======== GIVEN DATA ========

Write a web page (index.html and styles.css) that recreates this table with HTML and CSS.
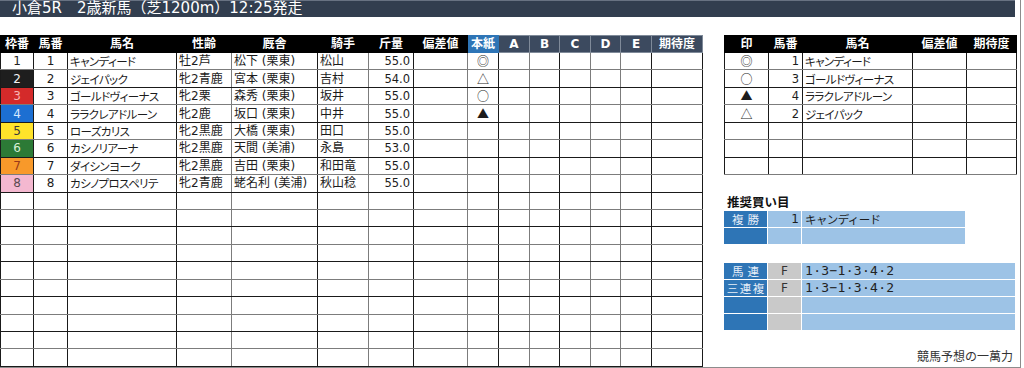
FILE: index.html
```html
<!DOCTYPE html>
<html lang="ja">
<head>
<meta charset="utf-8">
<title>小倉5R 2歳新馬</title>
<link rel="stylesheet" href="styles.css">
</head>
<body>
<div class="page">
  <div class="titlebar">小倉5R　2歳新馬（芝1200m）12:25発走</div>
  <div class="content">
    <table class="main">
      <colgroup>
        <col style="width:33px"><col style="width:34px"><col style="width:109px"><col style="width:55px"><col style="width:86px"><col style="width:51px"><col style="width:45px"><col style="width:54px"><col style="width:31px"><col style="width:31px"><col style="width:30px"><col style="width:31px"><col style="width:30px"><col style="width:31px"><col style="width:51px">
      </colgroup>
      <thead>
        <tr>
          <th>枠番</th><th>馬番</th><th>馬名</th><th>性齢</th><th>厩舎</th><th>騎手</th><th>斤量</th><th>偏差値</th>
          <th class="hon">本紙</th><th class="sl">A</th><th class="sl">B</th><th class="sl">C</th><th class="sl">D</th><th class="sl">E</th><th class="sl">期待度</th>
        </tr>
      </thead>
      <tbody>
        <tr><td class="c w1">1</td><td class="c">1</td><td class="nm">キャンディード</td><td>牡2芦</td><td>松下 (栗東)</td><td>松山</td><td class="r">55.0</td><td></td><td class="mk">◎</td><td></td><td></td><td></td><td></td><td></td><td></td></tr>
        <tr><td class="c w2">2</td><td class="c">2</td><td class="nm">ジェイパック</td><td>牝2青鹿</td><td>宮本 (栗東)</td><td>吉村</td><td class="r">54.0</td><td></td><td class="mk">△</td><td></td><td></td><td></td><td></td><td></td><td></td></tr>
        <tr><td class="c w3">3</td><td class="c">3</td><td class="nm">ゴールドヴィーナス</td><td>牝2栗</td><td>森秀 (栗東)</td><td>坂井</td><td class="r">55.0</td><td></td><td class="mk">○</td><td></td><td></td><td></td><td></td><td></td><td></td></tr>
        <tr><td class="c w4">4</td><td class="c">4</td><td class="nm">ララクレアドルーン</td><td>牝2鹿</td><td>坂口 (栗東)</td><td>中井</td><td class="r">55.0</td><td></td><td class="mk">▲</td><td></td><td></td><td></td><td></td><td></td><td></td></tr>
        <tr><td class="c w5">5</td><td class="c">5</td><td class="nm">ローズカリス</td><td>牝2黒鹿</td><td>大橋 (栗東)</td><td>田口</td><td class="r">55.0</td><td></td><td></td><td></td><td></td><td></td><td></td><td></td><td></td></tr>
        <tr><td class="c w6">6</td><td class="c">6</td><td class="nm">カシノリアーナ</td><td>牝2黒鹿</td><td>天間 (美浦)</td><td>永島</td><td class="r">53.0</td><td></td><td></td><td></td><td></td><td></td><td></td><td></td><td></td></tr>
        <tr><td class="c w7">7</td><td class="c">7</td><td class="nm">ダイシンヨーク</td><td>牝2黒鹿</td><td>吉田 (栗東)</td><td>和田竜</td><td class="r">55.0</td><td></td><td></td><td></td><td></td><td></td><td></td><td></td><td></td></tr>
        <tr><td class="c w8">8</td><td class="c">8</td><td class="nm">カシノプロスペリテ</td><td>牝2青鹿</td><td>蛯名利 (美浦)</td><td>秋山稔</td><td class="r">55.0</td><td></td><td></td><td></td><td></td><td></td><td></td><td></td><td></td></tr>
        <tr><td></td><td></td><td></td><td></td><td></td><td></td><td></td><td></td><td></td><td></td><td></td><td></td><td></td><td></td><td></td></tr>
        <tr><td></td><td></td><td></td><td></td><td></td><td></td><td></td><td></td><td></td><td></td><td></td><td></td><td></td><td></td><td></td></tr>
        <tr><td></td><td></td><td></td><td></td><td></td><td></td><td></td><td></td><td></td><td></td><td></td><td></td><td></td><td></td><td></td></tr>
        <tr><td></td><td></td><td></td><td></td><td></td><td></td><td></td><td></td><td></td><td></td><td></td><td></td><td></td><td></td><td></td></tr>
        <tr><td></td><td></td><td></td><td></td><td></td><td></td><td></td><td></td><td></td><td></td><td></td><td></td><td></td><td></td><td></td></tr>
        <tr><td></td><td></td><td></td><td></td><td></td><td></td><td></td><td></td><td></td><td></td><td></td><td></td><td></td><td></td><td></td></tr>
        <tr><td></td><td></td><td></td><td></td><td></td><td></td><td></td><td></td><td></td><td></td><td></td><td></td><td></td><td></td><td></td></tr>
        <tr><td></td><td></td><td></td><td></td><td></td><td></td><td></td><td></td><td></td><td></td><td></td><td></td><td></td><td></td><td></td></tr>
        <tr><td></td><td></td><td></td><td></td><td></td><td></td><td></td><td></td><td></td><td></td><td></td><td></td><td></td><td></td><td></td></tr>
        <tr><td></td><td></td><td></td><td></td><td></td><td></td><td></td><td></td><td></td><td></td><td></td><td></td><td></td><td></td><td></td></tr>
      </tbody>
    </table>

    <div class="side">
      <table class="marks">
        <colgroup>
          <col style="width:44px"><col style="width:34px"><col style="width:110px"><col style="width:54px"><col style="width:50px">
        </colgroup>
        <thead>
          <tr><th>印</th><th>馬番</th><th>馬名</th><th>偏差値</th><th>期待度</th></tr>
        </thead>
        <tbody>
          <tr><td class="mk">◎</td><td class="r">1</td><td class="nm">キャンディード</td><td></td><td></td></tr>
          <tr><td class="mk">○</td><td class="r">3</td><td class="nm">ゴールドヴィーナス</td><td></td><td></td></tr>
          <tr><td class="mk">▲</td><td class="r">4</td><td class="nm">ララクレアドルーン</td><td></td><td></td></tr>
          <tr><td class="mk">△</td><td class="r">2</td><td class="nm">ジェイパック</td><td></td><td></td></tr>
          <tr><td></td><td></td><td></td><td></td><td></td></tr>
          <tr><td></td><td></td><td></td><td></td><td></td></tr>
          <tr><td></td><td></td><td></td><td></td><td></td></tr>
        </tbody>
      </table>

      <div class="rec-title">推奨買い目</div>

      <div class="bets bets-1">
        <div class="lab wide">複勝</div><div class="num">1</div><div class="val nm">キャンディード</div>
        <div class="lab"></div><div class="num"></div><div class="val"></div>
      </div>

      <div class="bets bets-2">
        <div class="lab wide">馬連</div><div class="typ">F</div><div class="val combo">1·3−1·3·4·2</div>
        <div class="lab">三連複</div><div class="typ">F</div><div class="val combo">1·3−1·3·4·2</div>
        <div class="lab"></div><div class="typ"></div><div class="val"></div>
        <div class="lab"></div><div class="typ"></div><div class="val"></div>
      </div>

      <div class="footer">競馬予想の一萬力</div>
    </div>
  </div>
</div>
</body>
</html>
```

FILE: styles.css
```css
* { box-sizing: border-box; }

body {
  margin: 0;
  background: #fff;
  color: #1c1c1c;
  font-family: "DejaVu Sans", "Noto Sans CJK JP", sans-serif;
}

.page {
  width: 1021px;
  height: 368px;
  border-right: 1px solid #8c8c8c;
  border-bottom: 1px solid #8c8c8c;
  display: flex;
  flex-direction: column;
  overflow: hidden;
}

.titlebar {
  width: 1015px;
  height: 17px;
  flex: none;
  background: #323e4f;
  border-top: 1px solid #687282;
  color: #fff;
  font-family: "DejaVu Sans", "Noto Sans CJK JP", sans-serif;
  font-size: 15px;
  line-height: 15px;
  padding-left: 12px;
  white-space: nowrap;
}

.content {
  flex: 1;
  display: flex;
  gap: 21px;
  margin-top: 18px;
  align-items: flex-start;
}

table {
  border-collapse: collapse;
  table-layout: fixed;
  font-size: 12px;
  line-height: 14px;
  font-feature-settings: "palt";
}

.main { width: 702px; }
.marks { width: 292px; }

th {
  height: 17px;
  padding: 0;
  background: #000;
  color: #fff;
  font-family: "DejaVu Sans", "Noto Sans CJK JP", sans-serif;
  font-weight: bold;
  font-size: 12px;
  text-align: center;
  border: 1px solid #000;
  white-space: nowrap;
  overflow: hidden;
}

th.hon { background: #2e75b6; border-color: #2e75b6; }
th.sl { background: #3c4a5f; border-color: #7f8a99; }

td {
  height: 17.44px;
  padding: 0 2px;
  border: 1px solid #1a1a1a;
  white-space: nowrap;
  overflow: hidden;
  vertical-align: middle;
}

tbody tr:nth-child(odd) td { border-bottom-color: #7c7c7c; }

.main td:nth-child(4),
.main td:nth-child(6),
.main td:nth-child(8),
.main td:nth-child(10),
.main td:nth-child(12),
.main td:nth-child(13) { border-right-color: #7c7c7c; }

td.c { text-align: center; padding: 0; }
td.r { text-align: right; padding-right: 3px; font-size: 11.5px; }
td.mk {
  text-align: center;
  padding: 0;
  font-family: "Noto Sans CJK JP", sans-serif;
  font-size: 12px;
}

.nm {
  font-family: "Noto Sans CJK JP", sans-serif;
  font-size: 11.5px;
  letter-spacing: -0.6px;
}

.w1 { background: #fff; color: #222; }
.w2 { background: #1e1e1e; color: #f2f2f2; }
.w3 { background: #d42a2a; color: #f8b4b4; }
.w4 { background: #1c6fd2; color: #d6e8ff; }
.w5 { background: #ffe32a; color: #3a3a3a; }
.w6 { background: #2c7a36; color: #d8efd8; }
.w7 { background: #f8992a; color: #9a3a1a; }
.w8 { background: #f4b8d0; color: #5a4a50; }

.side {
  width: 292px;
  align-self: stretch;
  display: flex;
  flex-direction: column;
}

.rec-title {
  margin-top: 18px;
  padding-left: 3px;
  height: 18px;
  font-family: "Noto Sans CJK JP", sans-serif;
  font-weight: bold;
  font-size: 12.5px;
  line-height: 18px;
  color: #111;
}

.bets {
  display: grid;
  gap: 1px;
  background: #fff;
  grid-auto-rows: 16px;
  font-size: 12px;
  line-height: 16px;
}

.bets-1 {
  width: 241px;
  grid-template-columns: 43px 33px 163px;
}

.bets-2 {
  width: 291px;
  margin-top: 19px;
  grid-template-columns: 43px 33px 213px;
}

.bets .lab {
  background: #2e75b6;
  color: #e6eef8;
  text-align: center;
  font-family: "Noto Sans CJK JP", sans-serif;
  font-size: 11.5px;
  letter-spacing: 1.5px;
  text-indent: 1.5px;
  white-space: nowrap;
  overflow: hidden;
}

.bets .lab.wide {
  letter-spacing: 4px;
  text-indent: 4px;
}

.bets .num {
  background: #9dc3e6;
  text-align: right;
  padding-right: 2px;
}

.bets .typ {
  background: #c9c9c9;
  color: #333;
  text-align: center;
}

.bets .val {
  background: #9dc3e6;
  padding-left: 3px;
  white-space: nowrap;
}

.bets .combo {
  font-family: "DejaVu Sans Mono", monospace;
  font-size: 13px;
  letter-spacing: 0.3px;
  color: #222;
}

.footer {
  margin-top: auto;
  margin-bottom: 4px;
  text-align: right;
  padding-right: 3px;
  font-family: "Noto Sans CJK JP", sans-serif;
  font-size: 12px;
  line-height: 14px;
  color: #333;
}
```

========

• PROBLEM DETAILS:
Scan the data above and copy every line with "page" in it.

• ANSWER FOR THIS EXERCISE:
Write a web page (index.html and styles.css) that recreates this table with HTML and CSS.
<div class="page">
.page {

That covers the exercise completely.